*What needs to be done*
Extract all lines containing "that".

====================

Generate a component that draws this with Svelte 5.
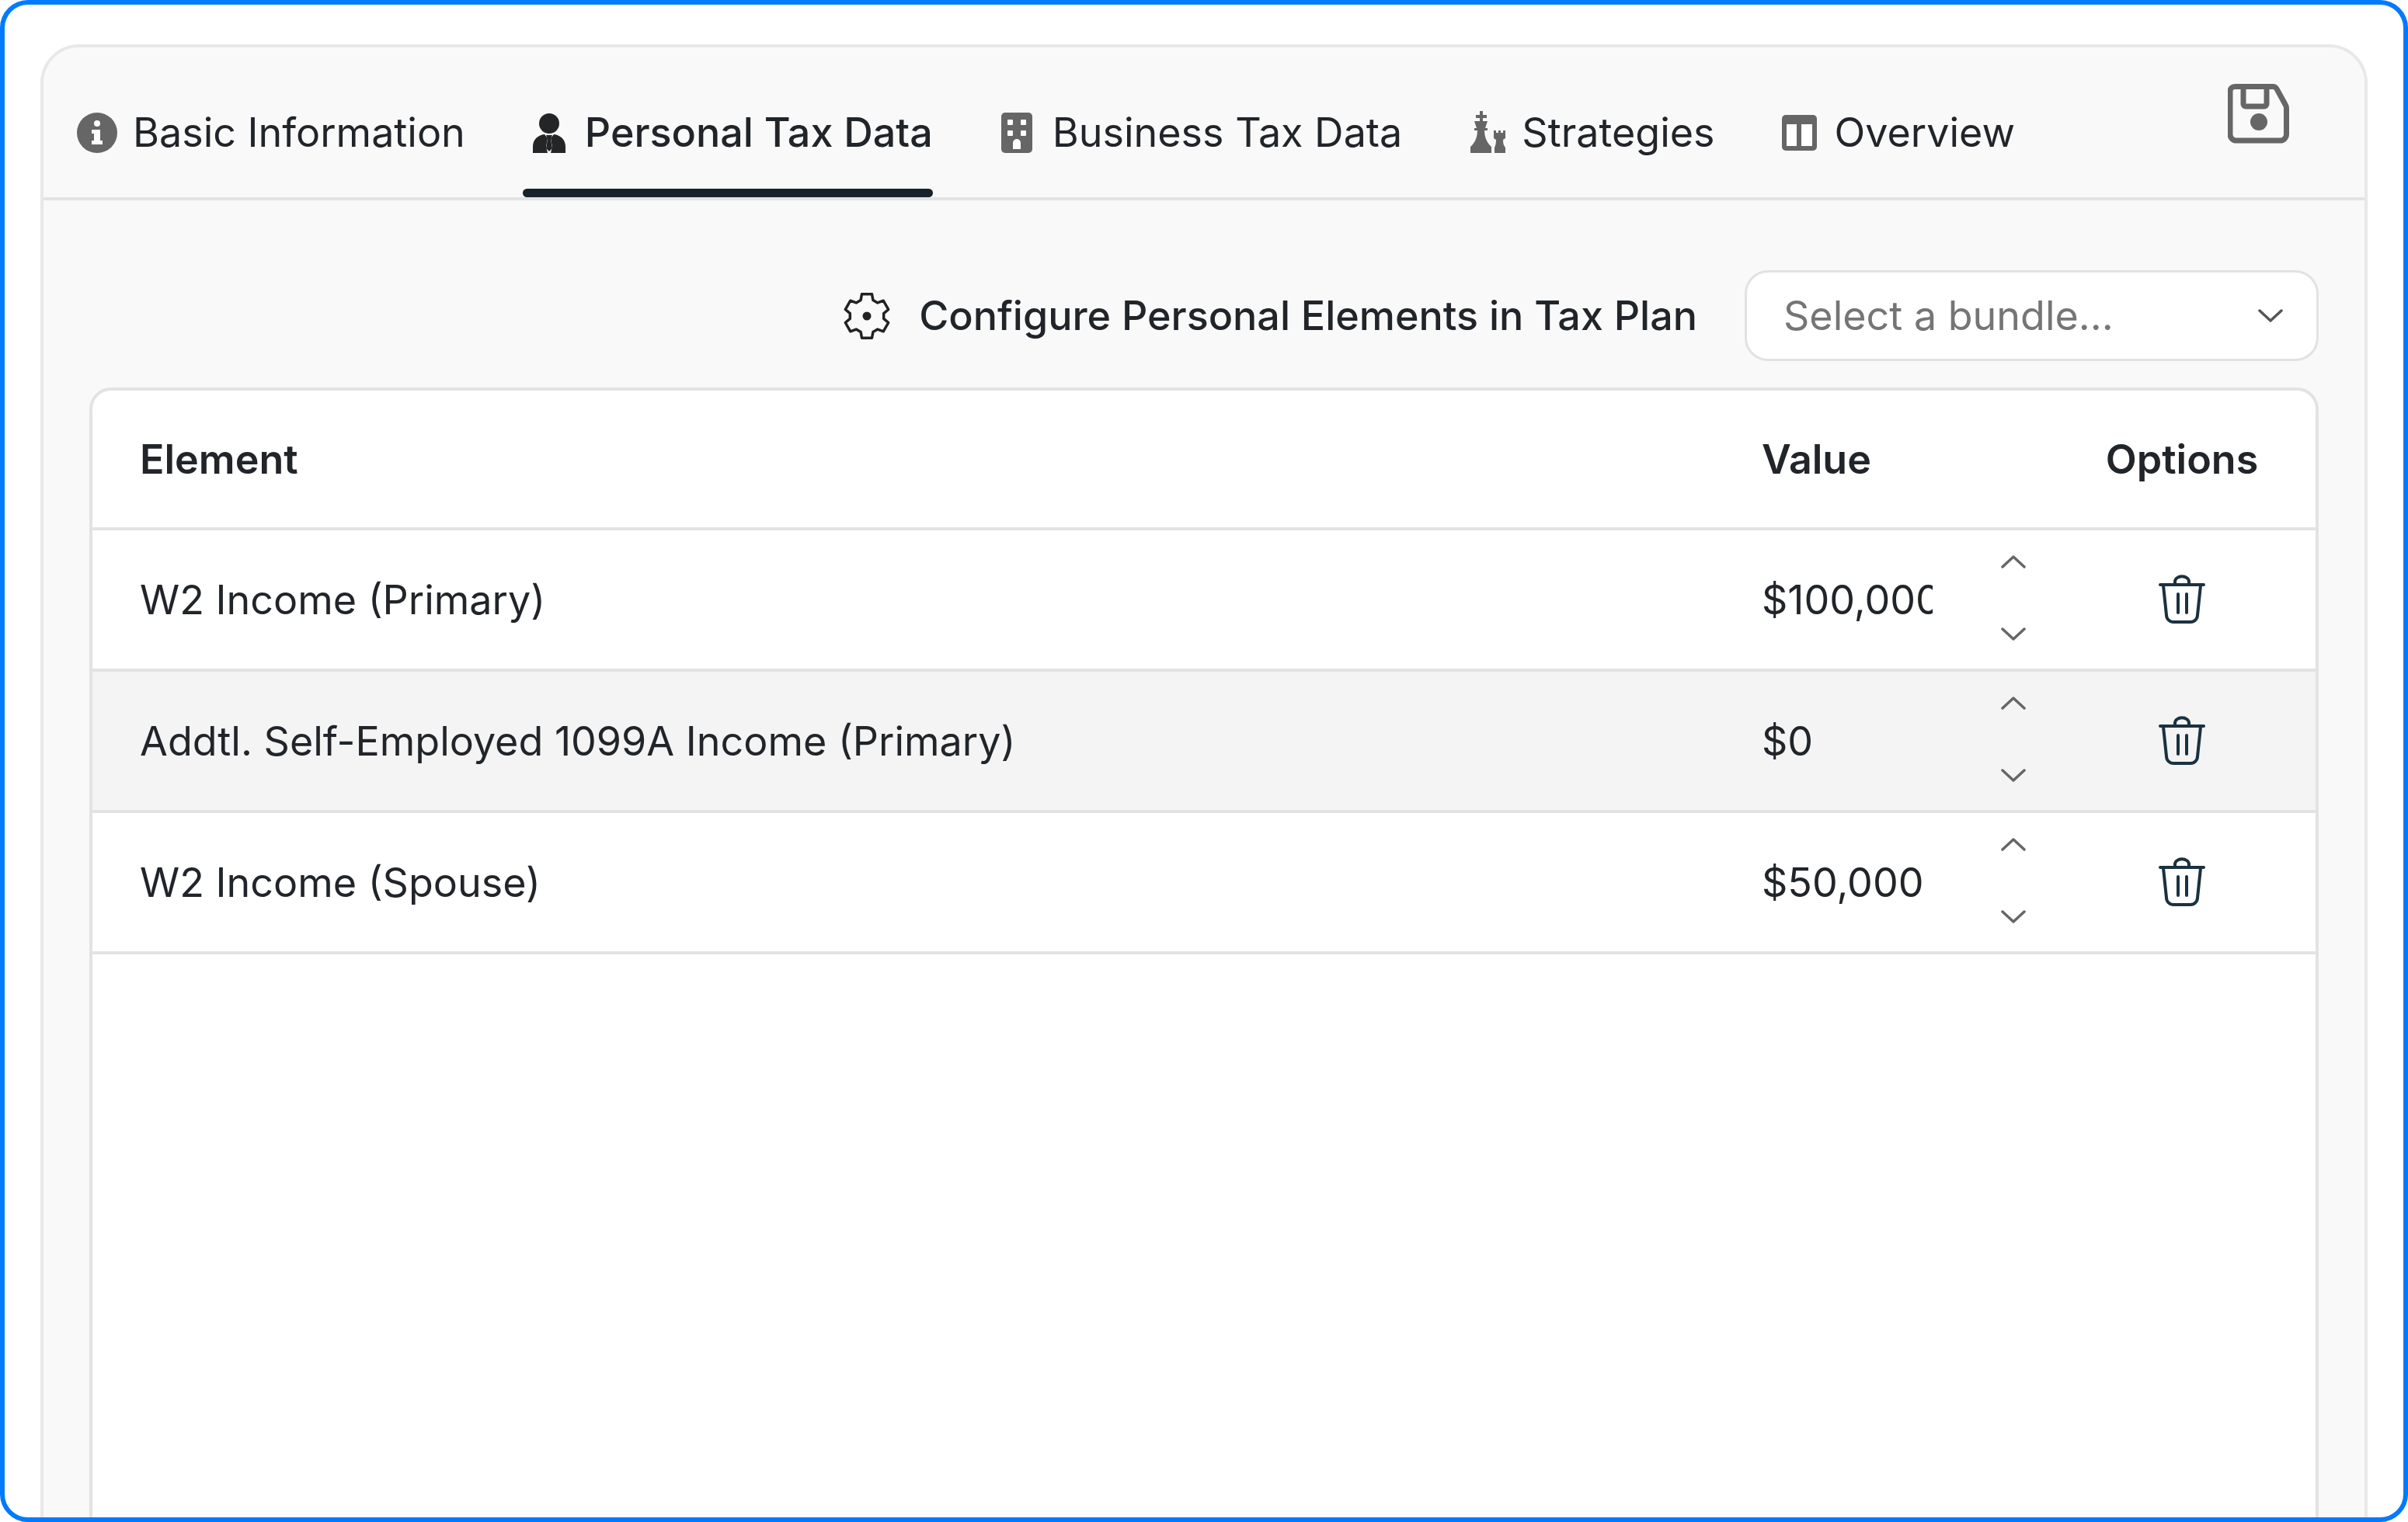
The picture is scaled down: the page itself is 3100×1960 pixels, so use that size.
<script>
  const rows = [
    { name: 'W2 Income (Primary)', value: '$100,000' },
    { name: 'Addtl. Self-Employed 1099A Income (Primary)', value: '$0' },
    { name: 'W2 Income (Spouse)', value: '$50,000' }
  ];

  // six tooth gear outline, centre at 30,31
  const gearPoints = [];
  for (let i = 0; i < 6; i++) {
    const a = (i * 60 - 90) * Math.PI / 180;
    for (const [r, d] of [[22, -21], [29, -13], [29, 13], [22, 21]]) {
      const t = a + d * Math.PI / 180;
      gearPoints.push(`${(30 + r * Math.cos(t)).toFixed(1)},${(31 + r * Math.sin(t)).toFixed(1)}`);
    }
  }
  const gear = gearPoints.join(' ');
</script>

<div class="frame">
  <div class="card">
    <div class="tabbar">
      <nav class="tabs">
        <div class="tab">
          <svg class="icon" viewBox="0 0 52 52">
            <circle cx="26" cy="26" r="26" fill="#666" />
            <circle cx="26" cy="14" r="4" fill="#fff" />
            <path d="M19 22h11v14h3v5H19v-5h3v-9h-3z" fill="#fff" />
          </svg>
          <span>Basic Information</span>
        </div>
        <div class="tab active">
          <svg class="icon" viewBox="0 0 52 52">
            <circle cx="26" cy="14" r="13" fill="#232527" />
            <path d="M5 52v-8c0-9 6-15 15-16l4 5-2 11 2 8zM47 52v-8c0-9-6-15-15-16l-4 5 2 11-2 8z" fill="#232527" />
            <path d="M22 29h8l-2 5 2 12-4 4-4-4 2-12z" fill="#232527" />
          </svg>
          <span>Personal Tax Data</span>
        </div>
        <div class="tab">
          <svg class="icon" viewBox="0 0 52 52">
            <rect x="6" y="0" width="40" height="52" rx="5" fill="#666" />
            <g fill="#fff">
              <rect x="14" y="9" width="7" height="7" rx="1" />
              <rect x="31" y="9" width="7" height="7" rx="1" />
              <rect x="14" y="23" width="7" height="7" rx="1" />
              <rect x="31" y="23" width="7" height="7" rx="1" />
              <path d="M21 47V39a5 5 0 0 1 10 0v8z" />
            </g>
          </svg>
          <span>Business Tax Data</span>
        </div>
        <div class="tab">
          <svg class="icon" viewBox="0 0 52 52">
            <path d="M18 -2h4v5h5v4h-5v4h6l-3 9h3v3h-4c0 7 2 13 6 18l3 3v8H6v-8l3-3c4-5 6-11 6-18h-4v-3h3L11 11h7V7h-5V3h5z" fill="#666" />
            <path d="M36 23h3v3h3v-3h3v3h3v-3h3v10l-3 2c0 5 1 8 3 10v7H37v-7c1-2 2-5 2-10l-3-2z" fill="#666" />
          </svg>
          <span>Strategies</span>
        </div>
        <div class="tab">
          <svg class="icon" viewBox="0 0 52 52">
            <rect x="4" y="3" width="45" height="46" rx="5" fill="#666" />
            <rect x="10" y="15" width="13" height="28" fill="#fff" />
            <rect x="29" y="15" width="14" height="28" fill="#fff" />
          </svg>
          <span>Overview</span>
        </div>
      </nav>
      <svg class="save" viewBox="0 0 79 77" fill="none" stroke="#666" stroke-width="7" stroke-linejoin="round">
        <path d="M9 3.5h49a6 6 0 0 1 5 3l11 20a9 9 0 0 1 1.500 5V65a8 8 0 0 1-8 8H11a8 8 0 0 1-8-8V9.500a6 6 0 0 1 6-6z" />
        <path d="M20 4v22a3 3 0 0 0 3 3h24a3 3 0 0 0 3-3V4" />
        <circle cx="40" cy="49" r="11" fill="#666" stroke="none" />
      </svg>
    </div>

    <div class="body">
      <div class="config">
        <svg class="gear" viewBox="0 0 60 62">
          <polygon points={gear} fill="none" stroke="#222" stroke-width="3.500" stroke-linejoin="round" />
          <circle cx="30" cy="31" r="5.500" fill="#222" />
        </svg>
        <h2>Configure Personal Elements in Tax Plan</h2>
        <div class="select">
          <span>Select a bundle...</span>
          <svg class="caret" viewBox="0 0 32 17" fill="none" stroke="#555" stroke-width="3.500" stroke-linecap="round" stroke-linejoin="round">
            <path d="M2 2l14 13L30 2" />
          </svg>
        </div>
      </div>

      <div class="table">
        <div class="row head">
          <div>Element</div>
          <div class="value-head">Value</div>
          <div class="options">Options</div>
        </div>
        {#each rows as row, i}
          <div class="row" class:shaded={i === 1}>
            <div>{row.name}</div>
            <div class="value">{row.value}</div>
            <div class="spin">
              <svg viewBox="0 0 32 18" fill="none" stroke="#666" stroke-width="3.500" stroke-linecap="round" stroke-linejoin="round">
                <path d="M2 16L16 3l14 13" />
              </svg>
              <svg viewBox="0 0 32 18" fill="none" stroke="#666" stroke-width="3.500" stroke-linecap="round" stroke-linejoin="round">
                <path d="M2 2l14 13L30 2" />
              </svg>
            </div>
            <div class="options">
              <svg class="trash" viewBox="0 0 60 62" fill="none" stroke="#1b3140" stroke-width="4" stroke-linecap="round" stroke-linejoin="round">
                <path d="M2 12h56" />
                <path d="M21 12V8a8 6 0 0 1 18 0v4" />
                <path d="M6 13l4 38a9 9 0 0 0 9 9h22a9 9 0 0 0 9-9l4-38" />
                <path d="M25 24v24M36 24v24" />
              </svg>
            </div>
          </div>
        {/each}
      </div>
    </div>
  </div>
</div>

<style>
  :global(body) {
    margin: 0;
    background: #fff;
  }

  .frame {
    box-sizing: border-box;
    width: 3100px;
    height: 1960px;
    border: 6px solid #007aff;
    border-radius: 36px;
    padding: 51px 46px 0;
    background: #fff;
    overflow: hidden;
    font-family: Inter, "Liberation Sans", sans-serif;
    color: #212529;
  }

  .card {
    box-sizing: border-box;
    height: 2000px;
    background: #f9f9f9;
    border: 4px solid #e8e8e8;
    border-radius: 50px 50px 0 0;
  }

  .tabbar {
    display: flex;
    justify-content: space-between;
    align-items: flex-start;
    padding: 0 97px 0 35px;
    border-bottom: 4px solid #e3e3e3;
  }

  .tabs {
    display: flex;
    gap: 74px;
  }

  .tab {
    position: relative;
    display: flex;
    align-items: center;
    gap: 20px;
    padding: 84px 0 57px 8px;
    font-size: 52px;
    line-height: 52px;
    white-space: nowrap;
  }

  .tab.active {
    font-weight: 500;
  }

  .tab.active::after {
    content: '';
    position: absolute;
    left: 0;
    right: 0;
    bottom: 0;
    height: 11px;
    border-radius: 6px;
    background: #15222a;
  }

  .icon {
    width: 52px;
    height: 52px;
    flex: none;
    overflow: visible;
  }

  .save {
    width: 79px;
    height: 77px;
    margin-top: 47px;
  }

  .body {
    padding: 90px 59px 0;
  }

  .config {
    display: flex;
    justify-content: flex-end;
    align-items: center;
    margin-bottom: 34px;
  }

  .gear {
    width: 60px;
    height: 62px;
    margin-right: 37px;
  }

  .config h2 {
    margin: 0 61px 0 0;
    font-size: 52px;
    font-weight: 500;
    line-height: 62px;
  }

  .select {
    box-sizing: border-box;
    width: 739px;
    height: 117px;
    display: flex;
    justify-content: space-between;
    align-items: center;
    padding: 0 43px 0 47px;
    background: #fff;
    border: 3px solid #e2e2e2;
    border-radius: 30px;
    font-size: 52px;
    color: #757575;
  }

  .caret {
    width: 32px;
    height: 17px;
  }

  .table {
    min-height: 1600px;
    background: #fff;
    border: 4px solid #e3e3e3;
    border-radius: 28px 28px 0 0;
    overflow: hidden;
  }

  .row {
    box-sizing: border-box;
    display: grid;
    grid-template-columns: 2088px 220px 208px 226px;
    align-items: center;
    height: 182px;
    padding-left: 61px;
    border-bottom: 4px solid #e3e3e3;
    font-size: 52px;
  }

  .row.head {
    height: 180px;
    font-weight: 600;
  }

  .value-head {
    grid-column: span 2;
  }

  .row.shaded {
    background: #f4f4f4;
  }

  .value {
    overflow: hidden;
    white-space: nowrap;
  }

  .spin {
    display: flex;
    flex-direction: column;
    align-items: center;
    gap: 76px;
    transform: translateY(-2px);
  }

  .spin svg {
    width: 32px;
    height: 18px;
    display: block;
  }

  .options {
    display: flex;
    justify-content: center;
  }

  .trash {
    width: 60px;
    height: 62px;
    overflow: visible;
  }
</style>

====================

*Problem solution*
Generate a component that draws this with Svelte 5.
The picture is scaled down: the page itself is 3100×1960 pixels, so use that size.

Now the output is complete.